Afiche y fotograma de Desierto Viviente, de Disney |
No es muy conocida la colaboración de Albert Camus con Walt Disney. En 1954 el cineasta americano reclutó un grupo de escritores franceses, buena parte de ellos académicos, para dar lustre a un libro con fotogramas extraídos de su documental Desierto Viviente. El texto de Camus, más allá del rigor científico que entrañe o del que adolezca, es bellísimo y damos de él aquí un fragmento.
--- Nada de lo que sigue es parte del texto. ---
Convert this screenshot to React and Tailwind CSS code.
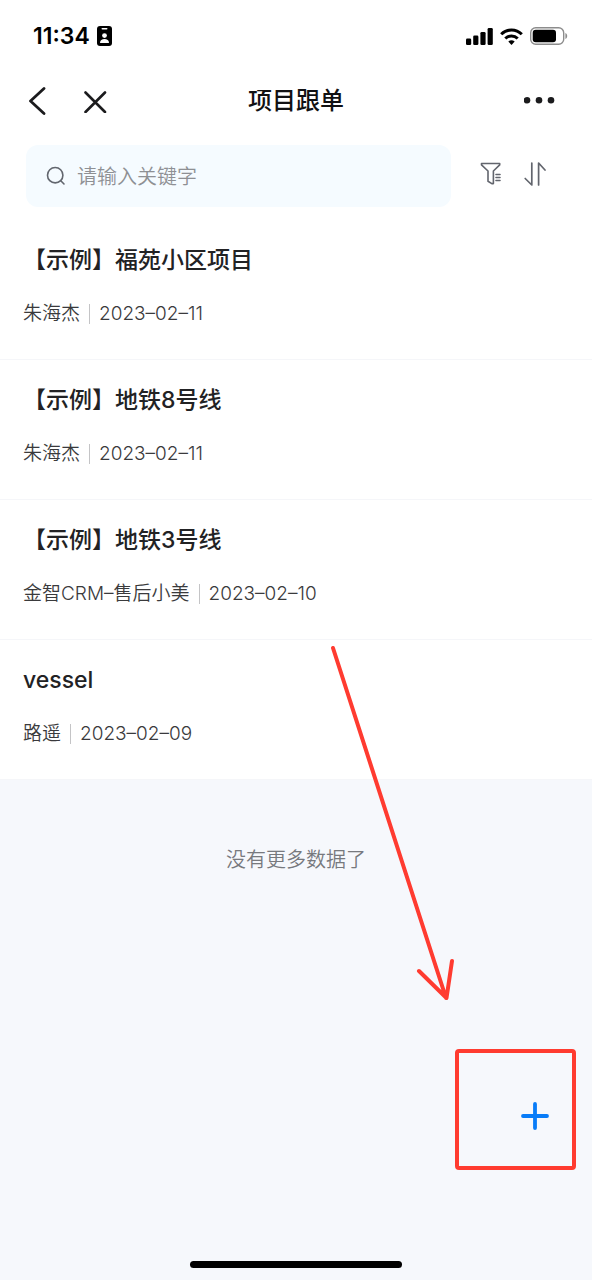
import { useState } from 'react';

const PROJECTS = [
  { id: 1, title: '【示例】福苑小区项目', owner: '朱海杰', date: '2023–02–11' },
  { id: 2, title: '【示例】地铁8号线', owner: '朱海杰', date: '2023–02–11' },
  { id: 3, title: '【示例】地铁3号线', owner: '金智CRM–售后小美', date: '2023–02–10' },
  { id: 4, title: 'vessel', owner: '路遥', date: '2023–02–09' },
];

const StatusBar = () => (
  <div className="flex h-[72px] items-center justify-between pl-[33px] pr-6">
    <div className="flex items-center gap-[7px]">
      <span className="text-[23px] leading-8 font-semibold text-black">11:34</span>
      <svg width="15" height="20" viewBox="0 0 15 20" aria-hidden="true">
        <rect width="15" height="20" rx="3" fill="#000" />
        <rect x="4.5" y="2" width="6" height="1.6" rx="0.8" fill="#fff" />
        <circle cx="7.5" cy="9.6" r="2.4" fill="#fff" />
        <path d="M3 17c0-3 2-4 4.500-4s4.500 1 4.500 4z" fill="#fff" />
      </svg>
    </div>
    <div className="flex items-center gap-[7px]">
      <svg width="27" height="17" viewBox="0 0 27 17" aria-hidden="true">
        <rect x="0" y="10.500" width="5.200" height="6.500" rx="1.300" />
        <rect x="7.200" y="7.500" width="5.200" height="9.500" rx="1.300" />
        <rect x="14.400" y="4" width="5.200" height="13" rx="1.300" />
        <rect x="21.600" y="0" width="5.200" height="17" rx="1.300" />
      </svg>
      <svg width="23" height="17" viewBox="0 0 23 17" fill="none" stroke="#000" strokeWidth="3" aria-hidden="true">
        <path d="M1.200 6.200a14.600 14.600 0 0 1 20.600 0" />
        <path d="M5.300 10.500a8.800 8.800 0 0 1 12.400 0" />
        <path d="M11.500 17 8.300 13.600q3.200-2.600 6.400 0z" fill="#000" stroke="none" />
      </svg>
      <svg width="38" height="18" viewBox="0 0 38 18" aria-hidden="true">
        <rect x="0.700" y="0.700" width="33" height="16.600" rx="5" fill="none" stroke="#8c8c8c" strokeWidth="1.400" />
        <rect x="2.700" y="2.700" width="23.300" height="12.600" rx="3" fill="#000" />
        <path d="M35.400 6v6c2.400-.8 2.400-5.200 0-6z" fill="#8c8c8c" />
      </svg>
    </div>
  </div>
);

const NavBar = () => (
  <header className="grid h-[58px] grid-cols-3 items-center px-7">
    <div className="flex items-center gap-9">
      <button type="button" aria-label="返回">
        <svg width="19" height="28" viewBox="0 0 19 28" fill="none" stroke="#1b1b1d" strokeWidth="2.800" strokeLinecap="round" strokeLinejoin="round">
          <path d="M16 1.500 2.500 14 16 26.500" />
        </svg>
      </button>
      <button type="button" aria-label="关闭">
        <svg width="24" height="24" viewBox="0 0 24 24" fill="none" stroke="#1b1b1d" strokeWidth="2.600" strokeLinecap="round">
          <path d="M2.500 3.500 22 23M22 3.500 2.500 23" />
        </svg>
      </button>
    </div>
    <h1 className="text-center text-2xl font-medium text-[#111113]">项目跟单</h1>
    <button type="button" aria-label="更多" className="mr-2 justify-self-end">
      <svg width="32" height="8" viewBox="0 0 32 8" fill="#1b1b1d">
        <circle cx="3" cy="3.300" r="3.300" />
        <circle cx="15" cy="3.300" r="3.300" />
        <circle cx="27" cy="3.300" r="3.300" />
      </svg>
    </button>
  </header>
);

const SearchBar = ({ value, onChange }) => (
  <div className="flex items-center pt-[15px] pr-[45px] pb-[13px] pl-[26px]">
    <label className="flex h-[62px] min-w-0 flex-1 items-center gap-[11px] rounded-xl bg-[#f5fbff] px-5">
      <svg width="20" height="20" viewBox="0 0 20 20" fill="none" stroke="#62666e" strokeWidth="1.600" strokeLinecap="round" className="shrink-0">
        <circle cx="9.200" cy="9.200" r="7.700" />
        <path d="m14.800 14.800 3.200 3.200" />
      </svg>
      <input
        type="text"
        value={value}
        onChange={(e) => onChange(e.target.value)}
        placeholder="请输入关键字"
        aria-label="搜索"
        className="min-w-0 flex-1 bg-transparent pt-0.5 text-xl font-[350] outline-none placeholder:text-[#8e9094]"
      />
    </label>
    <div className="mb-1 ml-7 flex items-center gap-5">
      <button type="button" aria-label="筛选">
        <svg width="24" height="24" viewBox="0 0 24 24" fill="none" stroke="#62656d" strokeWidth="1.600" strokeLinecap="round" strokeLinejoin="round">
          <path d="M2.500 1.500h18.200v1.400L14.400 9v12.600h-1.600L9 19.300V9L2.500 2.900z" />
          <path d="M17 12.500h4M17 15.500h4M17 18.500h4" />
        </svg>
      </button>
      <button type="button" aria-label="排序">
        <svg width="24" height="24" viewBox="0 0 24 24" fill="none" stroke="#62656d" strokeWidth="1.700" strokeLinecap="round" strokeLinejoin="round">
          <path d="M8.800 1v22L2.200 16.500" />
          <path d="M15.600 23V1l6.400 7" />
        </svg>
      </button>
    </div>
  </div>
);

const ProjectRow = ({ project }) => (
  <li className="border-b border-[#f5f6f9] px-[23px] pt-6 pb-[31px]">
    <h2 className="text-[23px] leading-8 font-medium text-[#222224]">{project.title}</h2>
    <div className="mt-6 flex items-center gap-[9px] text-[19px] leading-7 font-[350] text-[#3a3a3c]">
      <span>{project.owner}</span>
      <span className="h-5 w-px bg-[#c4c4c6]" />
      <time>{project.date}</time>
    </div>
  </li>
);

const App = () => {
  const [keyword, setKeyword] = useState('');
  const visible = PROJECTS.filter((p) => p.title.includes(keyword.trim()));

  return (
    <div className="relative flex min-h-screen flex-col overflow-hidden bg-[#f6f8fc] font-['Inter','Noto_Sans_CJK_SC',sans-serif]">
      <div className="bg-white">
        <StatusBar />
        <NavBar />
        <SearchBar value={keyword} onChange={setKeyword} />
        <ul>
          {visible.map((p) => (
            <ProjectRow key={p.id} project={p} />
          ))}
        </ul>
      </div>

      <p className="mt-16 text-center text-xl leading-8 font-[350] text-[#77797e]">没有更多数据了</p>

      {/* guide arrow pointing at the add button */}
      <svg className="pointer-events-none absolute right-32 bottom-[270px]" width="144" height="370" viewBox="0 0 144 370" fill="none" stroke="#ff3b30" strokeWidth="4" strokeLinecap="round" strokeLinejoin="round" aria-hidden="true">
        <path d="M13 8 126 358M99 331l27.500 27L132 321" />
      </svg>
      <div className="absolute right-4 bottom-[110px] flex h-[121px] w-[121px] items-center justify-end rounded-sm border-4 border-[#ff3b30] pt-3 pr-[23px]">
        <button type="button" aria-label="新建" className="rounded-full">
          <svg width="28" height="28" viewBox="0 0 28 28" stroke="#087cf8" strokeWidth="3.800" strokeLinecap="round">
            <path d="M14 2v24M2 14h24" />
          </svg>
        </button>
      </div>

      <div className="mt-auto flex justify-center pb-3">
        <div className="h-[7px] w-[212px] rounded-full bg-black" />
      </div>
    </div>
  );
};

export default App;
La edición francesa del libro, notable por su composición
La noche y el silencio caen de pronto sobre el desierto transfigurado. Por un breve instante todavía, algo, en estas soledades, espera aún lo imposible, el milagro continuado: fuentes mudas manan en la arena, y un tallo invisible se llena de insectos felices. La paz va a triunfar, el ratón dormirá cerca de la serpiente, el lince renunciará al asesinato; el Edén, en una palabra, agitará las ramas de sus grandes árboles por encima de las praderas fértiles en las que duermen las fieras inocentes. La mañana puede levantarse a continuación sobre las colinas inmutables y los valles desolados, la cacería implacable puede reanudarse. El sol del mediodía puede alcanzar su cénit, abarquillar las flores para quemarlas y matar la vida y la esperanza sobre la inmensa llanura. El recuerdo, al menos, reside en el frescor y en la belleza. Será oscurecido por el viento que, de nuevo, recubrirá plantas y animales con una ceniza de arena; perderá uno tras otro sus colores, las fuentes se secarán, la hierba crepitará antes de morir. En la guerra nuevamente declarada, los animales se morderán mutuamente en la garganta; amores salvajes se sucederán entre los dos desiertos del cielo y de la estepa. El Edén está lejos, las praderas han ardido, y en adelante, quizá durante largos años, el miedo, la sed, los breves triunfos, la muerte, reinarán en estas soledades. Sólo la tregua jadeante de la noche aportará a los animales un descanso, y aún inquieto. Pero la esperanza que pierde su apoyo y su luz, la esperanza de la noche, tiene un nombre que esconde el secreto de toda grandeza y que se llama obstinación. ¿Quién viviría o crearía en los eriales que la Naturaleza o la sociedad ofrecen al hombre, de no ser por la obstinación sagrada? ¿Quién consentiría en soportar la recriminación y el temor, y en caminar por el desierto que cada cual lleva dentro de sí, sin esta testarudez soberana que rechaza la dimisión y convierte la misma muerte en una victoria? Los desiertos son, por esta razón, reinos de la única virtud, la que existe por sí misma, sin necesidad de ninguna otra: la voluntad de existir.